Using relatively few article judgements, we are able to train models that perform remarkably well given the amount of data. That is, using a larger set of articles for which we have an “expert opinion” regarding their relevance to a certain search query, we will be able to train a model that accurately predicts an article’s relevance just from users’ survey responses and engagement with the survey. This will enable us to use aggregated public opinion to rank a large volume of articles.

Using binary classification (irrelevant/relevant), we can ask the algorithms to return predicted probabilities instead of predicted classes. Assuming the model has exceptional accuracy, we can then feed queries and rankings (predicted from users’ survey responses) as training data into our learning-to-rank (LTR) endeavor.1

In a presentation of this work,2 Dario Taraborelli (Head of Wikimedia Research) brought up the valid point of how the question wording (“relevant to you” vs. “relevant to people”) primes the respondent differently and could yield different results. It was interesting, then, to see question 4 (“If someone searched for ‘…’, would they want to read this article?”) show up in both tests as the question whose responses yielded the better classification performances.

Discussion

As this was a proof of concept / MVP, we did not apply a lot of rigor to certain aspects. For example, we did not have multiple experts agree on the articles’ relevance, but rather one person’s opinions were used as the gold standard. On the analysis side, a lot of the time was spent getting multiple classification algorithms running in different configuration combinations; so we were not able to include a more rigorous accuracy estimation approach like cross-validation. At the time of this report’s publication we are planning on launching a third test (T174106).

Then there’s the issue of what this looks like in production. For deploying this on Wikipedia, we might want to specifically optimize for encyclopedic searches. For example, “barack obama birthdate” and “iphone 7 release date” are encyclopedic search queries, but “how do i 3d print a miniature santa claus?” is not. Unless we utilize natural language processing and machine learning to detect such queries, we cannot automate query selection by picking the most popular queries to ask users about. We would also need to decide whether to train relevance models on a per-wiki/project/language basis. That is, we cannot assume that the relationship between survey responses, engagement, and relevance is the same on German Wikipedia, French Wikisource, and Wikidata.

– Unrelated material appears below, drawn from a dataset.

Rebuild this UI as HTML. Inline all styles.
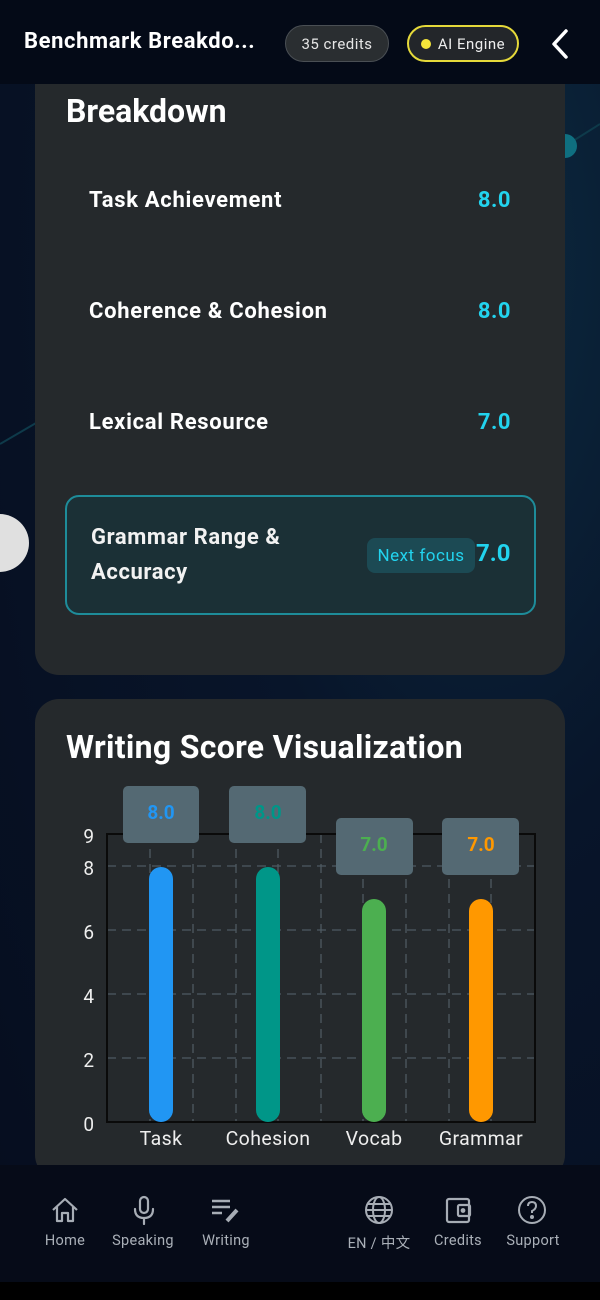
<!DOCTYPE html>
<html><head><meta charset="utf-8"><style>
*{margin:0;padding:0;box-sizing:border-box}
body{width:600px;height:1300px;overflow:hidden;background:#071226;font-family:"Roboto","Liberation Sans","Noto Sans CJK SC",sans-serif;color:#fff;position:relative}
.bg{position:absolute;inset:0;background:radial-gradient(ellipse at 80% 20%,#0c2a40 0%,#08152a 40%,#060d1e 100%)}
.hdr{position:absolute;left:0;top:0;width:600px;height:84px;background:#040a17}
.title{position:absolute;left:24px;top:29px;font-size:22px;font-weight:bold;letter-spacing:.6px}
.pill{position:absolute;top:25px;height:37px;border-radius:19px;font-size:15px;display:flex;align-items:center;justify-content:center;letter-spacing:.5px}
.row{position:absolute;left:89px;font-size:22px;font-weight:bold;letter-spacing:.7px}
.val{position:absolute;right:89px;font-size:22px;font-weight:bold;color:#22d3ee;letter-spacing:.5px}
.nav{position:absolute;left:0;top:1165px;width:600px;height:117px;background:#060b18}
.ni{position:absolute;top:1232px;font-size:14.5px;color:#aab0b8;text-align:center;width:90px;letter-spacing:.3px}
.ic{position:absolute;top:1195px}
</style></head><body>
<div class="bg"></div>
<svg style="position:absolute;left:0;top:84px" width="600" height="600">
<polyline points="0,360 60,325 305,123 435,152 565,62 600,40" fill="none" stroke="#0e3a4a" stroke-width="2"/>
<circle cx="565" cy="62" r="12" fill="#0f6f80"/>
</svg>
<div class="hdr"></div>
<div class="title">Benchmark Breakdo...</div>
<div class="pill" style="left:285px;width:104px;background:#2a2e31;border:1px solid #4a4f54;color:#e6e6e6">35 credits</div>
<div class="pill" style="left:407px;width:112px;background:#23262a;border:2px solid #e5d93a;color:#eee"><span style="width:10px;height:10px;border-radius:50%;background:#f5e63a;margin-right:7px"></span>AI Engine</div>
<svg style="position:absolute;left:548px;top:28px" width="24" height="32"><polyline points="18,3 6,16 18,29" fill="none" stroke="#fff" stroke-width="3.5" stroke-linecap="round" stroke-linejoin="round"/></svg>

<div style="position:absolute;left:0;top:84px;width:600px;height:600px;overflow:hidden">
<div style="position:absolute;left:35px;top:-30px;width:530px;height:621px;background:#25292c;border-radius:24px"></div>
<div style="position:absolute;left:66px;top:8px;font-size:32px;font-weight:bold">Breakdown</div>
</div>
<div class="row" style="top:188px">Task Achievement</div><div class="val" style="top:188px">8.0</div>
<div class="row" style="top:299px">Coherence &amp; Cohesion</div><div class="val" style="top:299px">8.0</div>
<div class="row" style="top:410px">Lexical Resource</div><div class="val" style="top:410px">7.0</div>
<div style="position:absolute;left:65px;top:495px;width:471px;height:120px;border:2px solid #1e8c9a;border-radius:14px;background:#1b3036"></div>
<div style="position:absolute;left:91px;top:520px;font-size:22px;font-weight:bold;line-height:35px;color:#f2f2f2;letter-spacing:.6px">Grammar Range &amp;<br>Accuracy</div>
<div style="position:absolute;left:367px;top:538px;width:108px;height:35px;background:#1c4a54;border-radius:8px;color:#22d3ee;font-size:17px;display:flex;align-items:center;justify-content:center;letter-spacing:.5px">Next focus</div>
<div style="position:absolute;left:476px;top:539px;font-size:24px;font-weight:bold;color:#22d3ee">7.0</div>
<div style="position:absolute;left:-30px;top:514px;width:59px;height:58px;border-radius:50%;background:#e0e0e0"></div>

<div style="position:absolute;left:35px;top:699px;width:530px;height:480px;background:#25292c;border-radius:24px"></div>
<div style="position:absolute;left:66px;top:728px;font-size:32px;font-weight:bold;letter-spacing:.3px">Writing Score Visualization</div>
<svg style="position:absolute;left:0;top:0" width="600" height="1165" font-family="Roboto,Liberation Sans,sans-serif">
<g stroke="#4e5a62" stroke-width="1.3" stroke-dasharray="9,6">
<line x1="107" y1="866" x2="535" y2="866"/><line x1="107" y1="930" x2="535" y2="930"/><line x1="107" y1="994" x2="535" y2="994"/><line x1="107" y1="1058" x2="535" y2="1058"/>
<line x1="150" y1="834" x2="150" y2="1122"/><line x1="193" y1="834" x2="193" y2="1122"/><line x1="236" y1="834" x2="236" y2="1122"/><line x1="278" y1="834" x2="278" y2="1122"/><line x1="321" y1="834" x2="321" y2="1122"/><line x1="363" y1="834" x2="363" y2="1122"/><line x1="406" y1="834" x2="406" y2="1122"/><line x1="449" y1="834" x2="449" y2="1122"/><line x1="491" y1="834" x2="491" y2="1122"/>
</g>
<rect x="107" y="834" width="428" height="288" fill="none" stroke="#0a0a0a" stroke-width="2"/>
<g font-size="19" fill="#eee" text-anchor="end"><text x="94" y="843">9</text><text x="94" y="875">8</text><text x="94" y="939">6</text><text x="94" y="1003">4</text><text x="94" y="1067">2</text><text x="94" y="1131">0</text></g>
<rect x="149" y="867" width="24" height="255" rx="12" fill="#2196f3"/>
<rect x="256" y="867" width="24" height="255" rx="12" fill="#009688"/>
<rect x="362" y="899" width="24" height="223" rx="12" fill="#4caf50"/>
<rect x="469" y="899" width="24" height="223" rx="12" fill="#ff9800"/>
<g fill="#546973"><rect x="123" y="786" width="76" height="57" rx="5"/><rect x="229" y="786" width="77" height="57" rx="5"/><rect x="336" y="818" width="77" height="57" rx="5"/><rect x="442" y="818" width="77" height="57" rx="5"/></g>
<g font-size="19" font-weight="bold" text-anchor="middle"><text x="161" y="819" fill="#2196f3">8.0</text><text x="268" y="819" fill="#009688">8.0</text><text x="374" y="851" fill="#4caf50">7.0</text><text x="481" y="851" fill="#ff9800">7.0</text></g>
<g font-size="19.5" fill="#eee" text-anchor="middle" letter-spacing=".4"><text x="161" y="1145">Task</text><text x="268" y="1145">Cohesion</text><text x="374" y="1145">Vocab</text><text x="481" y="1145">Grammar</text></g>
</svg>

<div class="nav"></div>
<div style="position:absolute;left:0;top:1282px;width:600px;height:18px;background:#000"></div>
<svg class="ic" style="left:50px" width="30" height="30" fill="none" stroke="#a7adb5" stroke-width="2.2" stroke-linejoin="round"><path d="M3 15 L15 4 L27 15 M7 12 V26 H12 V18 H18 V26 H23 V12"/></svg>
<svg class="ic" style="left:129px" width="30" height="30" fill="none" stroke="#a7adb5" stroke-width="2.2" stroke-linecap="round"><rect x="11" y="2" width="8" height="16" rx="4"/><path d="M6 14 Q6 23 15 23 Q24 23 24 14 M15 23 V29"/></svg>
<svg class="ic" style="left:210px" width="32" height="30" fill="none" stroke="#a7adb5" stroke-width="2.4"><path d="M2 6 H20 M2 12 H20 M2 18 H12"/><path d="M17 26 L27 15" stroke-width="4"/></svg>
<svg class="ic" style="left:364px" width="30" height="30" fill="none" stroke="#a7adb5" stroke-width="2"><circle cx="15" cy="15" r="13"/><ellipse cx="15" cy="15" rx="6" ry="13"/><path d="M2 15 H28 M4 9 H26 M4 21 H26"/></svg>
<svg class="ic" style="left:444px" width="30" height="30" fill="none" stroke="#a7adb5" stroke-width="2.2"><rect x="3" y="4" width="22" height="23" rx="2"/><rect x="14" y="10" width="12" height="11" rx="1.5"/><circle cx="19" cy="15.5" r="1.3" fill="#a7adb5"/></svg>
<svg class="ic" style="left:517px" width="30" height="30" fill="none" stroke="#a7adb5" stroke-width="2"><circle cx="15" cy="15" r="13"/><path d="M11 11 Q11 7 15 7 Q19 7 19 11 Q19 14 15 16 V18"/><circle cx="15" cy="22" r="1" fill="#a7adb5"/></svg>
<div class="ni" style="left:20px">Home</div>
<div class="ni" style="left:98px">Speaking</div>
<div class="ni" style="left:181px">Writing</div>
<div class="ni" style="left:334px">EN / 中文</div>
<div class="ni" style="left:413px">Credits</div>
<div class="ni" style="left:488px">Support</div>
</body></html>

Filtering for encyclopedicity is just one thing that human reviewers will have to do. We will have to curate the queries anyway because we need to filter for personally identifiable information (PII), gibberish, and queries in the wrong language. However, although manually reviewing 500 queries takes a few hours, we can easily leverage that into 25K-50K crowd-sourced relevance judgements (50-100 results per query) in a relatively short time, whereas the more tedious Discernatron has only gotten ~7500 (150 queries * ~50 results per query) over the course of about a year.